PwC has estimated the extra cost of complying with new banking and tax regulations as being between 10 and 30 per cent higher than before. The expense of hiring staff and setting up infrastructure abroad for onshore enterprises is also prohibitively expensive for all but the biggest banks.
Deals being sought?
However, Switzerland remains an attractive venue for private banking thanks to its long tradition of managing wealth. PwC expects to see investors from eastern Europe, the Middle East, Asia and Latin America snap up struggling Swiss players in the near future.
“We expect to see increasing consolidation among small and medium- sized banks in the coming years,” the report states. “Small private banks in particular that have focused in the past on cross-border asset management, face challenges in the changing environment.”
This is an expectation that has been aired before. A survey by KPMG and the Swiss Banking Institute at the University of St Gallen a year ago drew the same conclusions.
But the forecast cherry picking of smaller private banks has yet to materialise, with the majority of takeovers involving Swiss banks grabbing wealth management units divested by foreign counterparts.
Some observers believe this is because potential buyers are biding their time to get better deals as problems mount and asking prices dip. Many Swiss private banks, however, dismiss such consolidation claims, arguing that smaller players are more nimble and better able to innovate and adapt.
German tax treaty
Some banks are already carving out niches in fields such as sustainable asset management and targeting the “new” money of sports and entertainment stars.
In addition, the Swiss Finance Ministry is currently mulling over a plan – submitted by the banking sector – to implement a withholding tax on foreign assets to weed out tax evaders without compromising banking secrecy.
It has been estimated by the Helvea brokerage that some 80 per cent of the SFr836 billion of European assets held by Swiss banks has not been declared to the relevant tax authorities.
A tax deal is currently on the table between Switzerland and Germany and is expected to be sealed by the end of the month.
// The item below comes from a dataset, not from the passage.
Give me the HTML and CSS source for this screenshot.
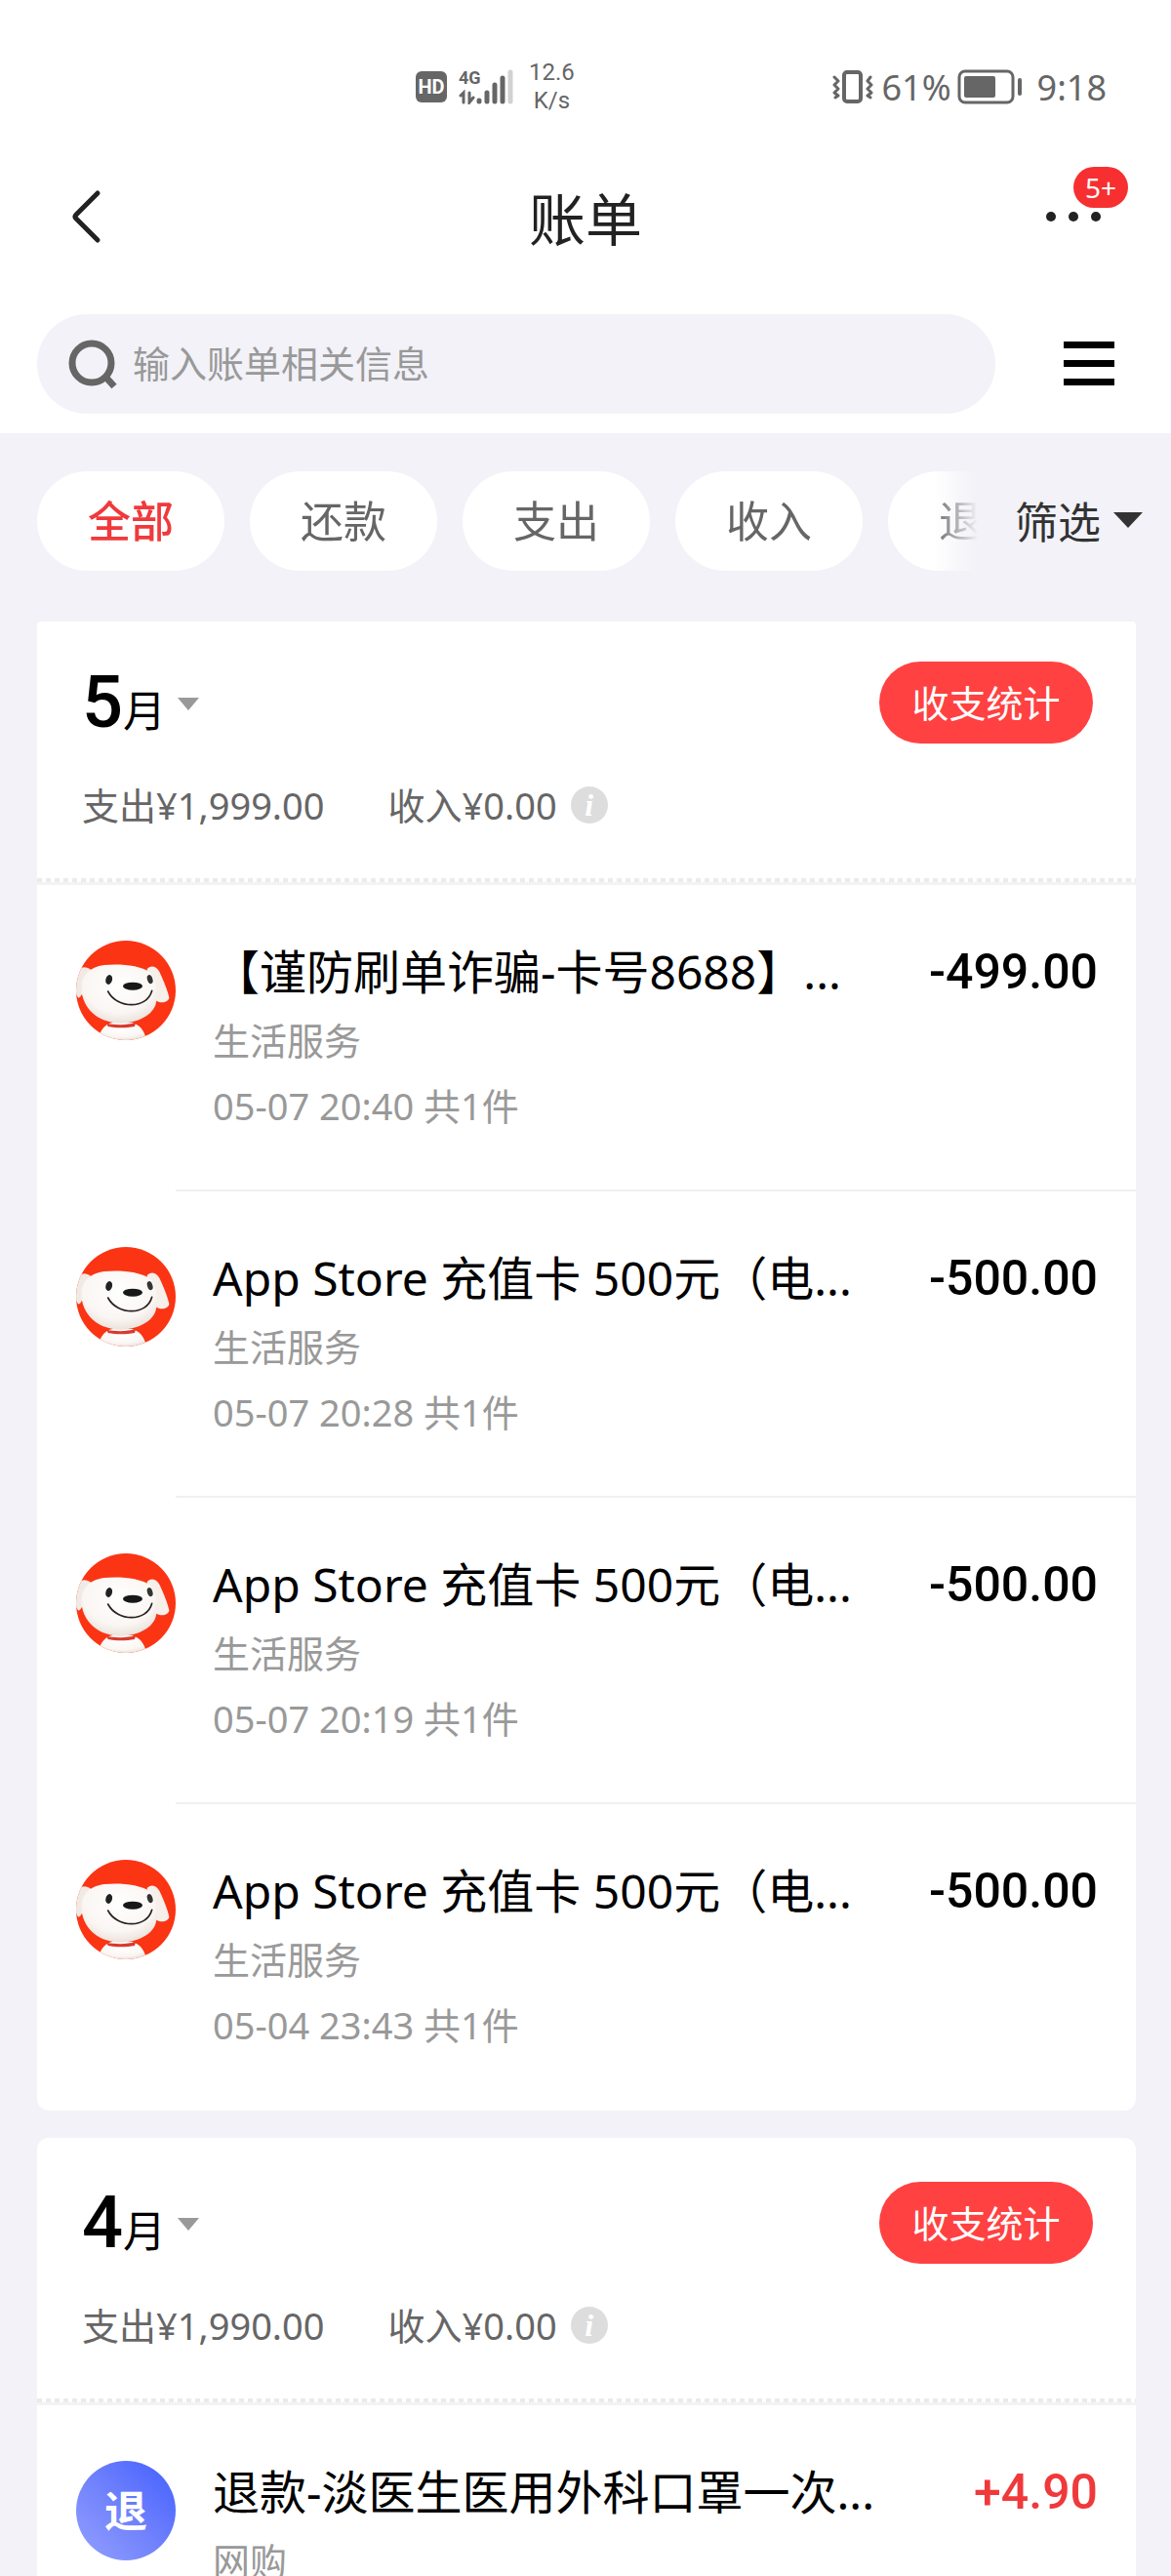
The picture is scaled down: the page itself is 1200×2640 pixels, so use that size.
FILE: index.html
```html
<!DOCTYPE html>
<html lang="zh-CN">
<head>
<meta charset="utf-8">
<meta name="viewport" content="width=device-width, initial-scale=1">
<title>账单</title>
<link rel="stylesheet" href="styles.css">
</head>
<body>
<svg class="sprite" aria-hidden="true">
  <defs>
    <radialGradient id="fur" cx="50%" cy="35%" r="72%">
      <stop offset="0" stop-color="#fff"/>
      <stop offset="0.65" stop-color="#faf6f3"/>
      <stop offset="1" stop-color="#e6dad3"/>
    </radialGradient>
    <clipPath id="disc"><circle cx="207" cy="223" r="153"/></clipPath>
  </defs>
  <symbol id="joy" viewBox="54 70 306 306">
    <g clip-path="url(#disc)">
      <rect x="54" y="70" width="306" height="306" fill="#fb3413"/>
      <path d="M100 160C82 145 60 150 52 175C44 205 48 235 62 246C76 240 84 200 100 160Z" fill="#f1e9e4"/>
      <path d="M122 376C126 345 145 325 165 322H225C248 328 264 345 270 376Z" fill="url(#fur)"/>
      <path d="M272 158C282 144 300 148 310 165C322 190 336 225 340 245C338 262 312 264 298 254Z" fill="#f7efea"/>
      <path d="M70 222C66 180 92 152 140 145C190 140 250 146 280 166C304 190 308 235 298 268C284 304 240 322 190 324C130 322 78 290 70 222Z" fill="url(#fur)"/>
      <path d="M148 324C172 330 210 330 237 323L234 334C208 339 176 339 152 334Z" fill="#d83a2e"/>
      <ellipse cx="155" cy="190" rx="10" ry="15" transform="rotate(15 155 190)" fill="#222"/>
      <ellipse cx="281" cy="189" rx="8" ry="14" transform="rotate(-18 281 189)" fill="#333"/>
      <ellipse cx="228" cy="210" rx="30" ry="12" fill="#181818"/>
      <path d="M152 226C180 280 272 282 287 224" fill="none" stroke="#2a2220" stroke-width="5" stroke-linecap="round"/>
    </g>
  </symbol>
</svg>

<header class="header">
  <div class="status">
    <div class="status-group">
      <span class="hd">HD</span>
      <span class="network">
        <span class="network-type">4G</span>
        <svg width="56" height="36" viewBox="0 0 56 36" fill="none" stroke="#666" stroke-width="5" stroke-linecap="round" aria-hidden="true">
          <path d="M2 27L5 24V34M11 24V34L15 29" stroke-width="3"/>
          <path d="M21 32V33M29 24V33M37 16V33M45 9V33"/>
          <path d="M53 3V33" stroke="#d2d2d2"/>
        </svg>
      </span>
      <span class="speed">12.6<br>K/s</span>
    </div>
    <div class="status-group">
      <svg width="42" height="36" viewBox="0 0 42 36" fill="none" stroke="#666" stroke-linejoin="round" stroke-linecap="round" aria-hidden="true">
        <rect x="12" y="3" width="17" height="30" rx="3" stroke-width="4"/>
        <path d="M2 8L6 12L2 16L6 20L2 24L6 27L3 29M39 8L36 12L40 16L36 20L40 24L36 27L39 29" stroke-width="3"/>
      </svg>
      <span class="status-text">61%</span>
      <svg class="battery" width="68" height="36" viewBox="0 0 68 36" aria-hidden="true">
        <rect x="2" y="2" width="55" height="32" rx="6" fill="none" stroke="#666" stroke-width="3"/>
        <rect x="7" y="7" width="32" height="22" rx="2" fill="#666"/>
        <rect x="62" y="9" width="4" height="18" rx="2" fill="#666"/>
      </svg>
      <span class="status-text clock">9:18</span>
    </div>
  </div>

  <div class="titlebar">
    <button class="icon-button back" type="button" aria-label="返回">
      <svg width="32" height="56" viewBox="0 0 32 56" fill="none" stroke="#222" stroke-width="5" stroke-linecap="round" stroke-linejoin="round"><path d="M28 4L6 26Q4 28 6 30L28 52"/></svg>
    </button>
    <h1 class="title">账单</h1>
    <button class="icon-button more" type="button" aria-label="更多">
      <svg width="56" height="10" viewBox="0 0 56 10" fill="#222"><circle cx="5" cy="5" r="5"/><circle cx="28" cy="5" r="5"/><circle cx="51" cy="5" r="5"/></svg>
      <span class="badge">5+</span>
    </button>
  </div>

  <div class="search-row">
    <label class="search">
      <svg width="52" height="52" viewBox="0 0 52 52" fill="none" stroke="#666" aria-hidden="true"><circle cx="24" cy="25" r="20" stroke-width="7"/><path d="M38 39L47 49" stroke-width="7"/></svg>
      <input class="search-input" type="text" placeholder="输入账单相关信息" aria-label="搜索账单">
    </label>
    <button class="icon-button" type="button" aria-label="菜单">
      <svg width="52" height="46" viewBox="0 0 52 46"><path d="M0 0H52V7H0ZM0 19H52V26H0ZM0 38H52V45H0Z"/></svg>
    </button>
  </div>
</header>

<main class="content">
  <div class="filters">
    <div class="tabs">
      <button class="tab tab-active" type="button">全部</button>
      <button class="tab" type="button">还款</button>
      <button class="tab" type="button">支出</button>
      <button class="tab" type="button">收入</button>
      <button class="tab" type="button">退款</button>
    </div>
    <button class="filter-button" type="button">筛选<span class="caret caret-dark"></span></button>
  </div>

  <section class="card card-first">
    <div class="card-head">
      <div class="month-row">
        <button class="month" type="button"><span class="month-number">5</span>月<span class="caret"></span></button>
        <button class="stats" type="button">收支统计</button>
      </div>
      <div class="summary">
        <span>支出¥1,999.00</span>
        <span class="income">收入¥0.00<span class="info">i</span></span>
      </div>
    </div>
    <ul class="list">
      <li class="row">
        <svg class="avatar" aria-hidden="true"><use href="#joy"/></svg>
        <div class="row-body">
          <div class="row-main"><span class="name">【谨防刷单诈骗-卡号8688】...</span><span class="amount">-499.00</span></div>
          <div class="meta">生活服务</div>
          <div class="meta">05-07 20:40 共1件</div>
        </div>
      </li>
      <li class="row">
        <svg class="avatar" aria-hidden="true"><use href="#joy"/></svg>
        <div class="row-body">
          <div class="row-main"><span class="name">App Store 充值卡 500元（电...</span><span class="amount">-500.00</span></div>
          <div class="meta">生活服务</div>
          <div class="meta">05-07 20:28 共1件</div>
        </div>
      </li>
      <li class="row">
        <svg class="avatar" aria-hidden="true"><use href="#joy"/></svg>
        <div class="row-body">
          <div class="row-main"><span class="name">App Store 充值卡 500元（电...</span><span class="amount">-500.00</span></div>
          <div class="meta">生活服务</div>
          <div class="meta">05-07 20:19 共1件</div>
        </div>
      </li>
      <li class="row">
        <svg class="avatar" aria-hidden="true"><use href="#joy"/></svg>
        <div class="row-body">
          <div class="row-main"><span class="name">App Store 充值卡 500元（电...</span><span class="amount">-500.00</span></div>
          <div class="meta">生活服务</div>
          <div class="meta">05-04 23:43 共1件</div>
        </div>
      </li>
    </ul>
  </section>

  <section class="card">
    <div class="card-head">
      <div class="month-row">
        <button class="month" type="button"><span class="month-number">4</span>月<span class="caret"></span></button>
        <button class="stats" type="button">收支统计</button>
      </div>
      <div class="summary">
        <span>支出¥1,990.00</span>
        <span class="income">收入¥0.00<span class="info">i</span></span>
      </div>
    </div>
    <ul class="list">
      <li class="row">
        <span class="avatar avatar-refund">退</span>
        <div class="row-body">
          <div class="row-main"><span class="name">退款-淡医生医用外科口罩一次...</span><span class="amount amount-in">+4.90</span></div>
          <div class="meta">网购</div>
        </div>
      </li>
    </ul>
  </section>
</main>
</body>
</html>
```
FILE: styles.css
```css
*,
*::before,
*::after {
  box-sizing: border-box;
}

body {
  margin: 0;
  height: 100vh;
  overflow: hidden;
  display: flex;
  flex-direction: column;
  background: #f2f2f8;
  color: #000;
  font-family: "Noto Sans", "Noto Sans CJK SC", sans-serif;
}

button {
  margin: 0;
  padding: 0;
  border: 0;
  background: none;
  color: inherit;
  font: inherit;
}

svg {
  display: block;
  flex: none;
}

.sprite {
  position: absolute;
  width: 0;
  height: 0;
}

/* Header */

.header {
  flex: none;
  padding-bottom: 20px;
  background: #fff;
}

.status {
  display: flex;
  justify-content: space-between;
  height: 178px;
  padding: 0 66px 0 426px;
  color: #666;
}

.status-group {
  display: flex;
  align-items: center;
}

.hd {
  width: 32px;
  height: 32px;
  border-radius: 6px;
  background: #666;
  color: #fff;
  font: 700 20px/32px Roboto, sans-serif;
  text-align: center;
}

.network {
  position: relative;
  margin-left: 12px;
}

.network-type {
  position: absolute;
  left: 0;
  top: 0;
  font: 700 18px/18px Roboto, sans-serif;
}

.speed {
  margin-left: 16px;
  font: 24px/29px Roboto, sans-serif;
  text-align: center;
}

.status-text {
  margin-left: 8px;
  font-size: 36px;
}

.battery {
  margin-left: 6px;
}

.clock {
  margin-left: 14px;
}

.titlebar {
  display: grid;
  grid-template-columns: 1fr auto 1fr;
  align-items: center;
  height: 88px;
  padding: 0 72px;
}

.icon-button {
  flex: none;
}

.back {
  justify-self: start;
}

.title {
  margin: 0;
  color: #222;
  font-size: 58px;
  font-weight: 400;
}

.more {
  position: relative;
  justify-self: end;
}

.badge {
  position: absolute;
  left: 28px;
  bottom: 14px;
  width: 56px;
  height: 42px;
  border-radius: 21px;
  background: #f72f30;
  color: #fff;
  font-size: 28px;
  line-height: 42px;
  text-align: center;
}

.search-row {
  display: flex;
  align-items: center;
  gap: 70px;
  margin-top: 56px;
  padding: 0 58px 0 38px;
}

.search {
  flex: 1;
  display: flex;
  align-items: center;
  gap: 14px;
  height: 102px;
  padding: 0 32px;
  border-radius: 51px;
  background: #f2f2f8;
}

.search-input {
  flex: 1;
  min-width: 0;
  padding: 0 0 2px;
  border: 0;
  outline: 0;
  background: none;
  font: inherit;
  font-size: 38px;
}

.search-input::placeholder {
  color: #999;
  opacity: 1;
}

/* Filter tabs */

.content {
  flex: 1;
  min-height: 0;
  overflow: hidden;
}

.filters {
  display: flex;
  align-items: center;
  gap: 38px;
  padding: 39px 29px 52px 38px;
}

.tabs {
  flex: 1;
  display: flex;
  gap: 26px;
  overflow: hidden;
  -webkit-mask-image: linear-gradient(to left, transparent, #000 46px);
  mask-image: linear-gradient(to left, transparent, #000 46px);
}

.tab {
  flex: none;
  width: 192px;
  height: 102px;
  padding-bottom: 4px;
  border-radius: 51px;
  background: #fff;
  color: #666;
  font-size: 44px;
}

.tab-active {
  color: #f0393b;
  font-weight: 500;
}

.filter-button {
  flex: none;
  display: flex;
  align-items: center;
  gap: 13px;
  padding-bottom: 2px;
  color: #333;
  font-size: 44px;
}

.caret {
  border: 11px solid transparent;
  border-top: 13px solid #999;
  border-bottom: 0;
}

.caret-dark {
  border-width: 16px 15px 0;
  border-top-color: #333;
}

/* Monthly cards */

.card {
  margin: 0 36px 28px 38px;
  border-radius: 12px;
  background: #fff;
}

.card-first {
  border-radius: 4px 4px 12px 12px;
}

.card-head {
  padding: 45px 44px 50px 46px;
}

.card-first .card-head {
  padding-top: 41px;
}

.month-row {
  display: flex;
  align-items: center;
  justify-content: space-between;
  height: 84px;
}

.month {
  display: flex;
  align-items: baseline;
  padding-top: 8px;
  font-size: 44px;
  line-height: 84px;
}

.month-number {
  font-family: Roboto, sans-serif;
  font-size: 74px;
  font-weight: 500;
}

.month .caret {
  align-self: center;
  margin: 0 0 6px 12px;
}

.stats {
  width: 219px;
  height: 84px;
  padding-bottom: 4px;
  border-radius: 42px;
  background: #ff4142;
  color: #fff;
  font-size: 38px;
}

.summary {
  display: flex;
  gap: 65px;
  margin-top: 38px;
  color: #666;
  font-size: 38px;
  line-height: 50px;
}

.income {
  display: flex;
  align-items: center;
  gap: 14px;
}

.info {
  width: 38px;
  height: 38px;
  border-radius: 50%;
  background: #ddd;
  color: #fff;
  font: italic 700 32px/38px "Liberation Serif", serif;
  text-align: center;
}

.list {
  margin: 0;
  padding: 0;
  list-style: none;
}

.list::before {
  content: "";
  display: block;
  height: 7px;
  border-bottom: 3px solid #f3f3f3;
  background: repeating-linear-gradient(to right, #ebebeb 0 5px, #fff 5px 9px);
}

.row {
  display: flex;
  height: 314px;
}

.avatar {
  flex: none;
  width: 102px;
  height: 102px;
  margin: 57px 0 0 40px;
}

.avatar-refund {
  border-radius: 50%;
  background: linear-gradient(45deg, #93a0ff, #7384fc 45%, #4b66ff 90%);
  color: #fff;
  font-size: 44px;
  font-weight: 700;
  line-height: 102px;
  text-align: center;
}

.row-body {
  flex: 1;
  min-width: 0;
  padding: 57px 39px 0 38px;
  border-bottom: 2px solid #f0f0f0;
}

.row:last-child .row-body {
  border-bottom: 0;
}

.row-main {
  display: flex;
  justify-content: space-between;
  margin-bottom: 5px;
  line-height: 64px;
  white-space: nowrap;
}

.name {
  overflow: hidden;
  font-size: 48px;
}

.amount {
  font-family: Roboto, sans-serif;
  font-size: 50px;
  font-weight: 500;
}

.amount-in {
  color: #f0393b;
}

.meta {
  color: #999;
  font-size: 38px;
  line-height: 67px;
}
```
German clients have been withdrawing assets from Swiss banks ever since stolen Swiss bank client data was handed over to their tax authorities.
Switzerland is proposing to skim a withholding tax from the assets of German clients and hand this over to Germany’s tax authorities in future.
Flight to safety
Such a deal could help to restore European tax-compliant, offshore banking to Switzerland, particularly if more such deals are also struck with other countries, according to PwC head of private banking business consulting Matthias Memminger.
“If assets lose the shadow of tax evasion, it could help shift the old offshore model to a clean private banking model,” Memminger told swissinfo.ch.
But he warned this might not be enough to win a reprieve for smaller banks from the problems they are currently facing. Rather than return to smaller boutiques, European customers might be more inclined to place their money in larger, more diversified banks that offer greater security, Memminger added.
“In the last two years we have witnessed a flight to safety to big banks that appear more stable,” he said.
That may not be applicable for UBS that continues to lose assets outside of Asia, but many other larger Swiss banks have been reporting net inflows.
Banking secrecy was enshrined in Swiss law in 1934. For the past 18 months Switzerland has been under continuous attack for helping foreign tax evaders hide their assets.
The OECD placed Switzerland on a “grey list” of uncooperative tax havens in April 2009. The Swiss were removed in September after renegotiating more than 12 double taxation treaties, but they have refused to automatically transfer information to tax investigators without proof of crimes.
Several countries, including Italy, France, Britain and the US, launched tax amnesties last year in an effort to repatriate assets from tax cheats.
Switzerland was particularly annoyed at the aggressive Italian amnesty that saw surveillance and tailing of cross border suspects entering Switzerland.
The most damaging tax evasion case involved the activities of UBS bank in the US. In February 2009, UBS was fined $780 million after admitting helping US citizens dodge taxes. It also handed over data of 285 account holders.
In September, the Swiss government agreed to transfer the details of 4,450 UBS clients to the US – in effect violating Swiss banking secrecy to prevent a ruinous court case for UBS.
Also last year, a former employee of the HSBC private bank in Geneva ran away with client data that he handed over to the French authorities.
Several CDs of stolen Swiss banking data have been bought by the German authorities.
A deal between Germany and Switzerland to impose a withholding tax on the assets of German clients deposited in Swiss banks is expected to be signed by the end of October.